If you or someone you know is grappling with legal challenges related to causing death or bodily injury, don’t hesitate to engage with the Singapore Lawyer. Expert advice is just a phone call away. Schedule a free 30-minute consultation and get sound legal advice on what to do next.
Frequently Asked Questions About Culpable Homicide In Singapore
Is Culpable Homicide The Same As Attempted Murder?
No, culpable homicide is not the same as attempted murder. Attempted murder involves a clear intent to kill, whereas culpable homicide may not necessarily involve such intent.
What Is Sustained Abuse?
Sustained abuse refers to continuous mistreatment or violence over some time, often leading to severe harm or death.
How Are Causing Death Cases Investigated In Singapore?

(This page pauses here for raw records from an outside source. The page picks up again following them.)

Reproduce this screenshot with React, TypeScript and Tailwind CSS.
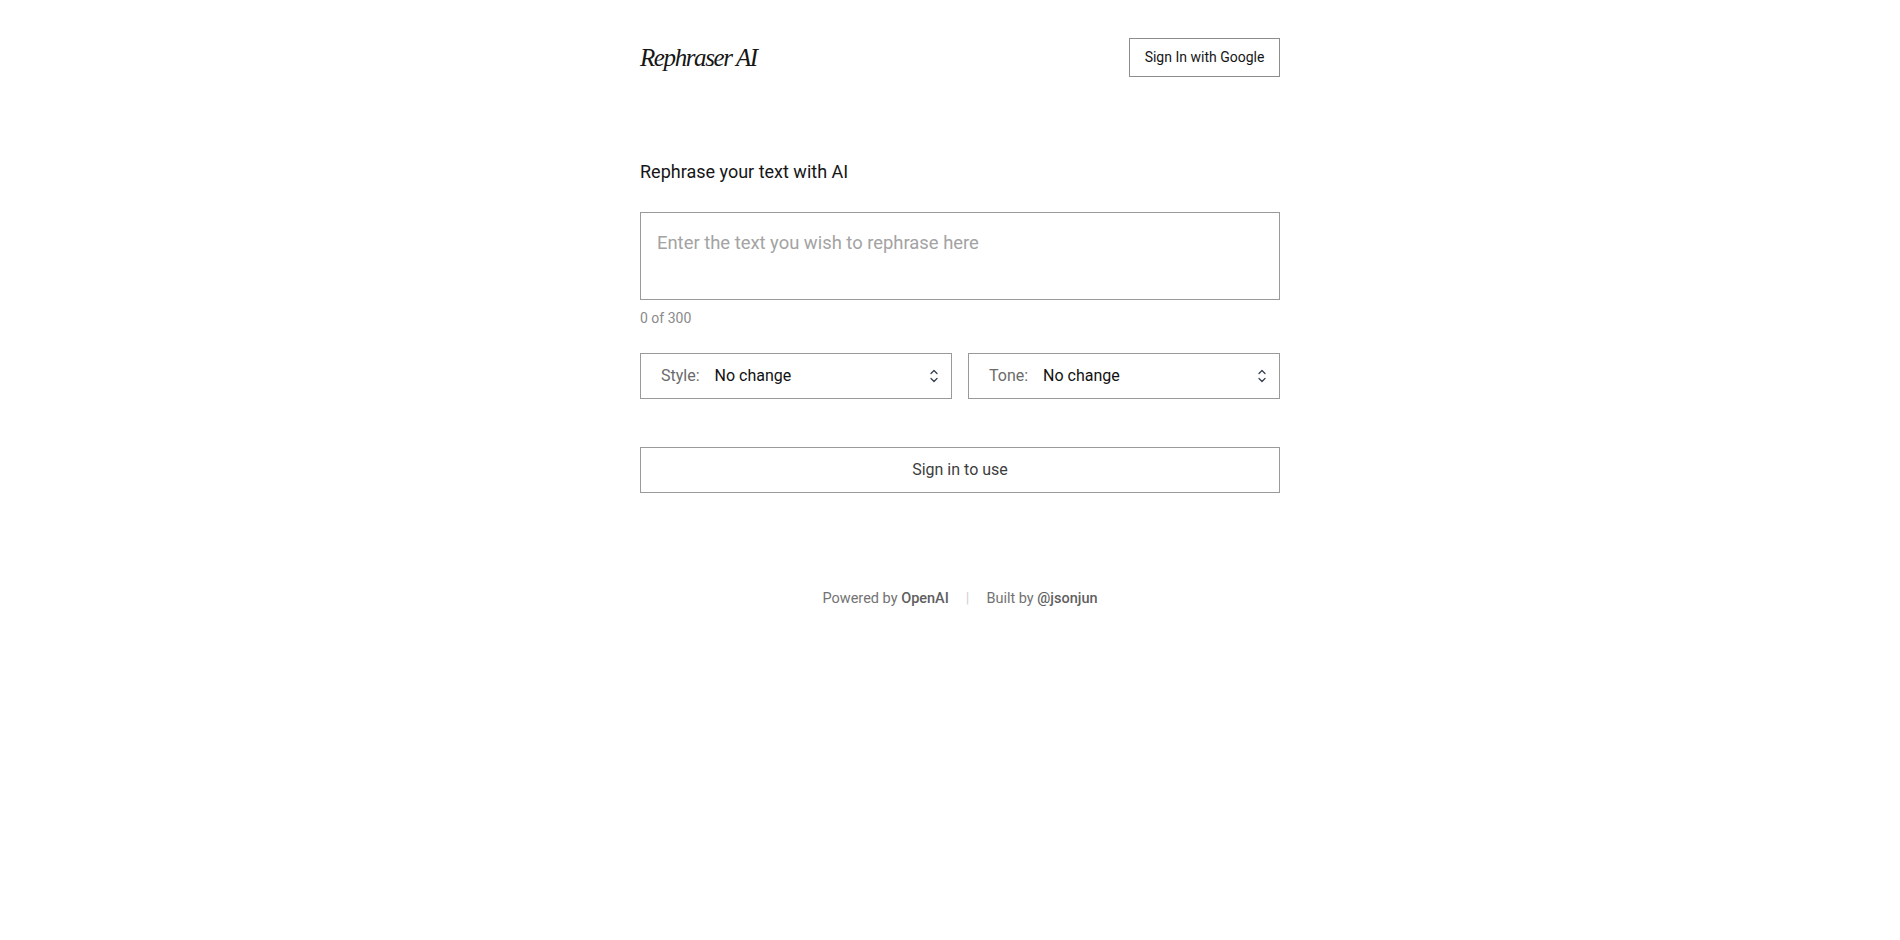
import React, { useState } from 'react';

const UpDown = () => (
  <svg width="10" height="16" viewBox="0 0 10 16" fill="none" stroke="#374151" strokeWidth="1.3" strokeLinecap="round" strokeLinejoin="round">
    <path d="M2 5.5 L5 2.5 L8 5.5" />
    <path d="M2 10.5 L5 13.5 L8 10.5" />
  </svg>
);

const SelectBox = ({ label, value }: { label: string; value: string }) => (
  <div className="flex h-[46px] flex-1 items-center border border-[#9a9a9a] bg-white pl-[20px] pr-[12px]">
    <span className="text-[16px] text-[#6b6b6b]">{label}</span>
    <span className="ml-[15px] text-[16px] text-[#111]">{value}</span>
    <span className="ml-auto flex items-center">
      <UpDown />
    </span>
  </div>
);

export default function App() {
  const [text, setText] = useState('');

  return (
    <div className="min-h-screen bg-white font-['Roboto','Liberation_Sans',sans-serif] text-[#161616]">
      <div className="mx-auto w-[660px] pl-[20px]">
        <header className="flex h-[114px] items-start justify-between pt-[38px]">
          <div className="pt-[7px] font-['Liberation_Serif',serif] text-[25px] italic leading-none tracking-[-1.4px] text-[#161616]">
            Rephraser AI
          </div>
          <button className="h-[39px] w-[151px] border border-[#8d8d8d] bg-white text-[14px] text-[#161616]">
            Sign In with Google
          </button>
        </header>

        <main>
          <h1 className="mt-[46px] text-[18px] leading-[24px] text-[#161616]">Rephrase your text with AI</h1>

          <textarea
            value={text}
            onChange={(e) => setText(e.target.value.slice(0, 300))}
            placeholder="Enter the text you wish to rephrase here"
            className="mt-[28px] block h-[88px] w-full resize-none border border-[#9a9a9a] px-[16px] pt-[18px] pb-[16px] text-[18.4px] leading-[24px] text-[#161616] outline-none placeholder:text-[#a3a3a3]"
          />
          <div className="mt-[8px] text-[14px] leading-[20px] text-[#8a8a8a]">{text.length} of 300</div>

          <div className="mt-[25px] flex gap-[16px]">
            <SelectBox label="Style:" value="No change" />
            <SelectBox label="Tone:" value="No change" />
          </div>

          <button className="mt-[48px] h-[46px] w-full border border-[#9a9a9a] bg-white text-[16px] text-[#3d3d3d]">
            Sign in to use
          </button>
        </main>

        <footer className="mt-[95px] flex items-center justify-center text-[14.5px] text-[#737373]">
          <span>
            Powered by <span className="font-medium text-[#5f5f5f]">OpenAI</span>
          </span>
          <span className="mx-[17px] text-[#cfcfcf]">|</span>
          <span>
            Built by <span className="font-medium text-[#5f5f5f]">@jsonjun</span>
          </span>
        </footer>
      </div>
    </div>
  );
}
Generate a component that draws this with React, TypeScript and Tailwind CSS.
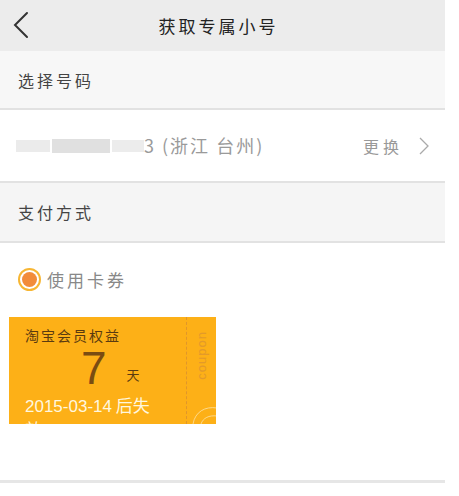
import React from 'react';

const cjk = { fontFamily: '"Noto Sans CJK SC", "Noto Sans", sans-serif' };
const latin = { fontFamily: '"Liberation Sans", Arial, sans-serif' };

export default function App() {
  return (
    <div className="w-[459px] h-[496px] bg-white overflow-hidden" style={cjk}>
      <div className="w-[445px]">
        {/* Header */}
        <div className="relative h-[51px] bg-[#ececec] flex items-center justify-center">
          <svg className="absolute left-[11px] top-[11px]" width="20" height="28" viewBox="0 0 20 28">
            <path d="M16 2 L4 14 L16 26" fill="none" stroke="#333" strokeWidth="2" strokeLinecap="round" />
          </svg>
          <h1 className="text-[17px] tracking-[3px] text-[#222] ml-[-8px]">获取专属小号</h1>
        </div>

        {/* 选择号码 */}
        <div className="h-[59px] bg-[#f7f7f7] flex items-center px-[18px] border-b-2 border-[#e2e2e2]">
          <span className="text-[16px] tracking-[3px] text-[#444]">选择号码</span>
        </div>

        {/* Number row */}
        <div className="h-[73px] bg-white flex items-center px-[16px] border-b-2 border-[#e2e2e2]">
          <div className="flex items-center">
            <div className="flex items-center gap-[2px] h-[16px] w-[128px]">
              <div className="h-[12px] w-[34px] bg-[#ebebeb]" />
              <div className="h-[14px] w-[58px] bg-[#e0e0e0]" />
              <div className="h-[12px] w-[32px] bg-[#ececec]" />
            </div>
            <span className="text-[18px] text-[#9a9a9a] tracking-[2px]">3 (浙江 台州)</span>
          </div>
          <div className="ml-auto flex items-center gap-[16px] text-[#999]">
            <span className="text-[16px] tracking-[4px]">更换</span>
            <svg width="10" height="18" viewBox="0 0 10 18">
              <path d="M1 1 L9 9 L1 17" fill="none" stroke="#aaa" strokeWidth="1.3" />
            </svg>
          </div>
        </div>

        {/* 支付方式 */}
        <div className="h-[60px] bg-[#f5f5f5] flex items-center px-[18px] border-b-2 border-[#e2e2e2]">
          <span className="text-[16px] tracking-[3px] text-[#444]">支付方式</span>
        </div>

        {/* Coupon area */}
        <div className="h-[240px] bg-white border-b-[3px] border-[#e6e6e6] pt-[24px]">
          <div className="flex items-center pl-[18px] gap-[6px]">
            <div className="w-[23px] h-[23px] rounded-full border-2 border-[#f7b633] flex items-center justify-center">
              <div className="w-[15px] h-[15px] rounded-full bg-[#f28c3a]" />
            </div>
            <span className="text-[17px] tracking-[3px] text-[#888]">使用卡券</span>
          </div>

          <div className="ml-[9px] mt-[24px] w-[207px] h-[107px] bg-[#fdb017] flex overflow-hidden">
            <div className="w-[177px] pl-[16px] pt-[8px] flex flex-col">
              <span className="text-[14px] tracking-[2px] text-[#5a3a10] leading-[20px]">淘宝会员权益</span>
              <div className="flex items-end pl-[56px] h-[48px]">
                <span className="text-[46px] leading-[46px] text-[#7a4c12] font-light" style={latin}>7</span>
                <span className="text-[13px] text-[#5a3a10] ml-[20px] mb-[6px]">天</span>
              </div>
              <span className="text-[17px] text-[#fff7df] leading-[24px] mt-[2px] whitespace-nowrap">
                <span style={latin}>2015-03-14</span> 后失
              </span>
              <span className="text-[17px] text-[#fff7df] leading-[20px]">效</span>
            </div>
            <div className="w-0 h-full border-l border-dashed border-[#e0962a]" />
            <div className="relative flex-1 flex items-start justify-center pt-[14px]">
              <span
                className="text-[13px] text-[#e39a2a] tracking-[1px] rotate-180"
                style={{ writingMode: 'vertical-rl', ...latin }}
              >
                coupon
              </span>
              <svg className="absolute left-[4px] bottom-0" width="26" height="24" viewBox="0 0 26 24">
                <path d="M2 24 C4 12 14 6 26 8" fill="none" stroke="#fde2a6" strokeWidth="0.8" />
                <path d="M10 24 C12 18 18 15 26 16" fill="none" stroke="#fde2a6" strokeWidth="0.8" />
              </svg>
            </div>
          </div>
        </div>
      </div>
    </div>
  );
}
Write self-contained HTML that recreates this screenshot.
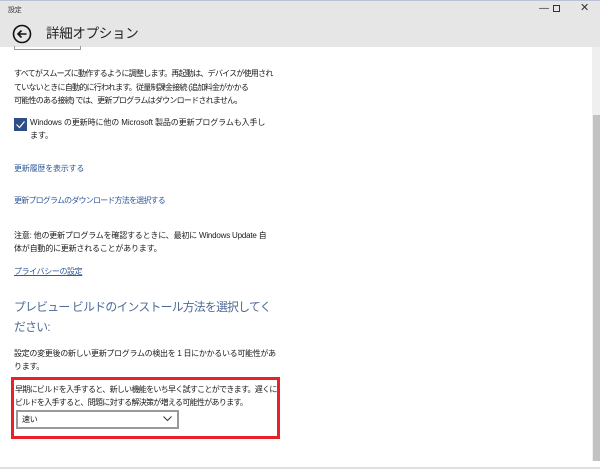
<!DOCTYPE html>
<html><head><meta charset="utf-8"><style>
*{margin:0;padding:0;box-sizing:border-box}
body{width:600px;height:469px;overflow:hidden;background:#fff;font-family:"Liberation Sans","Noto Sans CJK JP",sans-serif;color:#1a1a1a;position:relative}
.a{position:absolute;white-space:nowrap;font-size:8px;line-height:13px;letter-spacing:-0.2px}
.l{color:#2f5a98}
.hdr{position:absolute;left:0;top:0;width:600px;height:47px;background:#e6e6e6;border-top:1px solid #b8c4d6}
</style></head><body>
<div class="hdr"></div>
<div class="a" style="left:8px;top:4px;font-size:7px;color:#333">設定</div>
<div class="a" style="left:539px;top:2px;font-size:10px;color:#333">—</div>
<div style="position:absolute;left:553px;top:5px;width:7px;height:7px;border:1px solid #333"></div>
<div class="a" style="left:580px;top:2px;font-size:11px;color:#333">✕</div>
<svg style="position:absolute;left:12px;top:24px" width="20" height="20" viewBox="0 0 20 20"><circle cx="10" cy="10" r="8.5" fill="none" stroke="#111" stroke-width="1.6"/><path d="M14.5 10H6M9.5 6.5L6 10l3.5 3.5" fill="none" stroke="#111" stroke-width="1.6"/></svg>
<div class="a" style="left:46px;top:24px;font-size:13.5px;line-height:20px;color:#222;letter-spacing:-0.3px">詳細オプション</div>
<div style="position:absolute;left:14px;top:46px;width:67px;height:4px;border:1px solid #999;border-top:none"></div>
<div style="position:absolute;left:592px;top:47px;width:8px;height:414px;background:#efefef"></div>
<div style="position:absolute;left:593px;top:115px;width:7px;height:346px;background:#c2c2c2"></div>
<div style="position:absolute;left:0;top:467px;width:600px;height:2px;background:#e0e0e0"></div>
<div class="a" style="left:14px;top:67px;line-height:13.5px;letter-spacing:-0.75px">すべてがスムーズに動作するように調整します。再起動は、デバイスが使用され<br>ていないときに自動的に行われます。従量制課金接続 (追加料金がかかる<br>可能性のある接続) では、更新プログラムはダウンロードされません。</div>
<div style="position:absolute;left:14px;top:118px;width:13px;height:13px;background:#2b4f86"><svg width="13" height="13"><path d="M2.5 6.5l3 3 5-6" fill="none" stroke="#fff" stroke-width="1.2"/></svg></div>
<div class="a" style="left:30px;top:117px;line-height:12.5px;letter-spacing:-0.1px">Windows の更新時に他の Microsoft 製品の更新プログラムも入手し<br>ます。</div>
<div class="a l" style="left:14px;top:162px">更新履歴を表示する</div>
<div class="a l" style="left:14px;top:194px;letter-spacing:-0.8px">更新プログラムのダウンロード方法を選択する</div>
<div class="a" style="left:14px;top:229px;letter-spacing:-0.2px">注意: 他の更新プログラムを確認するときに、最初に Windows Update 自<br>体が自動的に更新されることがあります。</div>
<div class="a l" style="left:14px;top:265px;text-decoration:underline;letter-spacing:-0.4px">プライバシーの設定</div>
<div class="a" style="left:14px;top:297px;font-size:11.8px;line-height:20px;color:#4d6a96;letter-spacing:-0.7px">プレビュー ビルドのインストール方法を選択してく<br>ださい:</div>
<div class="a" style="left:14px;top:347px;letter-spacing:-0.3px">設定の変更後の新しい更新プログラムの検出を 1 日にかかるいる可能性があ<br>ります。</div>
<div style="position:absolute;left:11px;top:377px;width:269px;height:62px;border:3px solid #e8202a"></div>
<div class="a" style="left:15px;top:383px;letter-spacing:-0.7px">早期にビルドを入手すると、新しい機能をいち早く試すことができます。遅くに<br>ビルドを入手すると、問題に対する解決策が増える可能性があります。</div>
<div style="position:absolute;left:16px;top:410px;width:163px;height:19px;border:2px solid #999;background:#fff"></div>
<div class="a" style="left:22px;top:413px">速い</div>
<svg style="position:absolute;left:163px;top:416px" width="9" height="6"><path d="M.5 .5l4 4 4-4" fill="none" stroke="#333" stroke-width="1"/></svg>
</body></html>
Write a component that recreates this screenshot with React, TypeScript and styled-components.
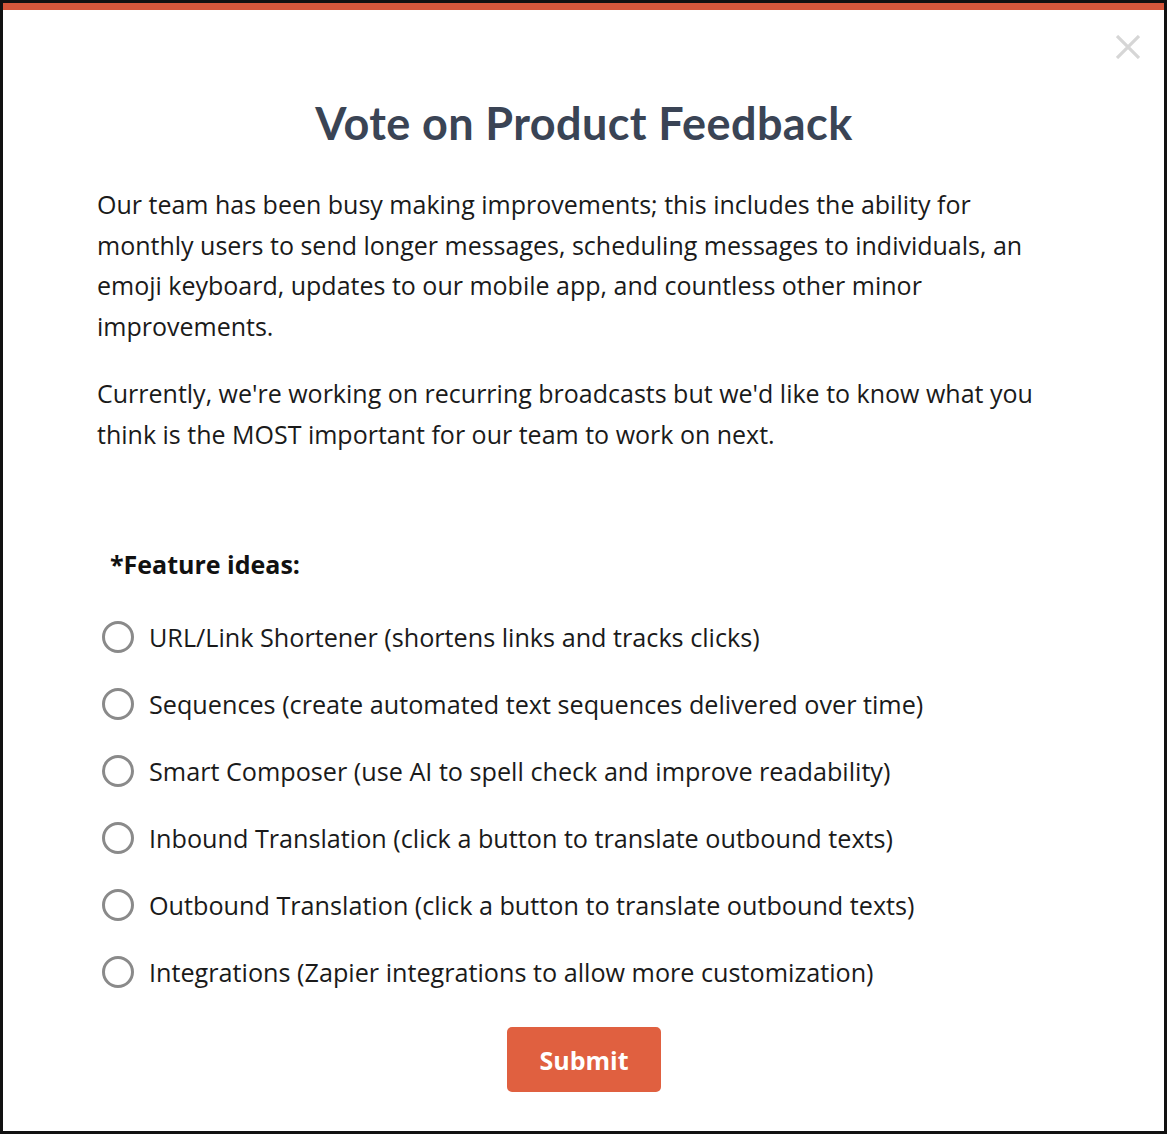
import styled, { createGlobalStyle } from "styled-components";

const GlobalStyle = createGlobalStyle`
  html, body {
    margin: 0;
    padding: 0;
    background: #000;
  }
  * {
    box-sizing: border-box;
  }
`;

const Frame = styled.div`
  width: 1167px;
  height: 1134px;
  border: 3px solid #111;
  background: #fff;
  position: relative;
  display: flex;
  flex-direction: column;
`;

const TopBar = styled.div`
  height: 7px;
  background: #d5573b;
  flex-shrink: 0;
`;

const CloseButton = styled.button`
  position: absolute;
  top: 29px;
  right: 21px;
  width: 30px;
  height: 30px;
  padding: 0;
  border: none;
  background: transparent;
  cursor: pointer;
  display: flex;
  align-items: center;
  justify-content: center;
`;

const Content = styled.div`
  padding: 0 93px 0 94px;
  display: flex;
  flex-direction: column;
  font-family: "Open Sans", "Noto Sans", sans-serif;
  color: #1a1a1a;
`;

const Title = styled.h1`
  margin: 88px 0 36px;
  text-align: center;
  font-family: Lato, "Noto Sans", sans-serif;
  font-weight: 700;
  font-size: 45px;
  letter-spacing: 0.4px;
  line-height: 50px;
  color: #3a4455;
`;

const Paragraph = styled.p`
  margin: 0 0 27px;
  max-width: 955px;
  font-size: 25px;
  line-height: 40.5px;
`;

const Form = styled.form`
  margin-top: 67px;
  display: flex;
  flex-direction: column;
`;

const Legend = styled.div`
  padding-left: 13px;
  margin-bottom: 41px;
  font-size: 25px;
  font-weight: 700;
  line-height: 32px;
  color: #111;
`;

const OptionList = styled.div`
  display: flex;
  flex-direction: column;
  gap: 35px;
`;

const Option = styled.label`
  display: flex;
  align-items: center;
  gap: 15px;
  padding-left: 5px;
  font-size: 25.2px;
  line-height: 32px;
  white-space: nowrap;
  cursor: pointer;
`;

const Radio = styled.input.attrs({ type: "radio" })`
  appearance: none;
  margin: 0;
  width: 32px;
  height: 32px;
  border-radius: 50%;
  border: 3px solid #8a8a8a;
  background: #fff;
  flex-shrink: 0;
`;

const Actions = styled.div`
  display: flex;
  justify-content: center;
  margin-top: 39px;
`;

const SubmitButton = styled.button`
  width: 154px;
  height: 65px;
  border: none;
  border-radius: 5px;
  background: #e06040;
  color: #fff;
  font-family: "Open Sans", "Noto Sans", sans-serif;
  font-weight: 700;
  font-size: 25px;
  cursor: pointer;
`;

const options = [
  "URL/Link Shortener (shortens links and tracks clicks)",
  "Sequences (create automated text sequences delivered over time)",
  "Smart Composer (use AI to spell check and improve readability)",
  "Inbound Translation (click a button to translate outbound texts)",
  "Outbound Translation (click a button to translate outbound texts)",
  "Integrations (Zapier integrations to allow more customization)",
];

const App = () => {
  return (
    <Frame>
      <GlobalStyle />
      <TopBar />
      <CloseButton aria-label="Close">
        <svg width="24" height="24" viewBox="0 0 24 24">
          <path
            d="M1 1 L23 23 M23 1 L1 23"
            stroke="#d6d6d6"
            strokeWidth="3.2"
            fill="none"
          />
        </svg>
      </CloseButton>
      <Content>
        <Title>Vote on Product Feedback</Title>
        <Paragraph>
          Our team has been busy making improvements; this includes the ability
          for monthly users to send longer messages, scheduling messages to
          individuals, an emoji keyboard, updates to our mobile app, and
          countless other minor improvements.
        </Paragraph>
        <Paragraph>
          Currently, we're working on recurring broadcasts but we'd like to know
          what you think is the MOST important for our team to work on next.
        </Paragraph>
        <Form onSubmit={(e) => e.preventDefault()}>
          <Legend>*Feature ideas:</Legend>
          <OptionList>
            {options.map((text) => (
              <Option key={text}>
                <Radio name="feature" value={text} />
                {text}
              </Option>
            ))}
          </OptionList>
          <Actions>
            <SubmitButton type="submit">Submit</SubmitButton>
          </Actions>
        </Form>
      </Content>
    </Frame>
  );
};

export default App;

Investigations into causing death cases are comprehensive, often involving forensic evidence, witness statements, and thorough legal procedures to determine the level of culpability.
What Role Does Bodily Injury Play In Determining A Charge Of Culpable Homicide?
Bodily injury is an important factor. If the accused intended to cause bodily injury that they knew was likely to result in death, and it does, then it may be considered culpable homicide, not amounting to murder.
Can A Person Be Charged With Both Murder And Culpable Homicide?
In Singapore, a person will generally be charged with either murder or culpable homicide, not both. The specific charge will depend on the intent and circumstances surrounding the act.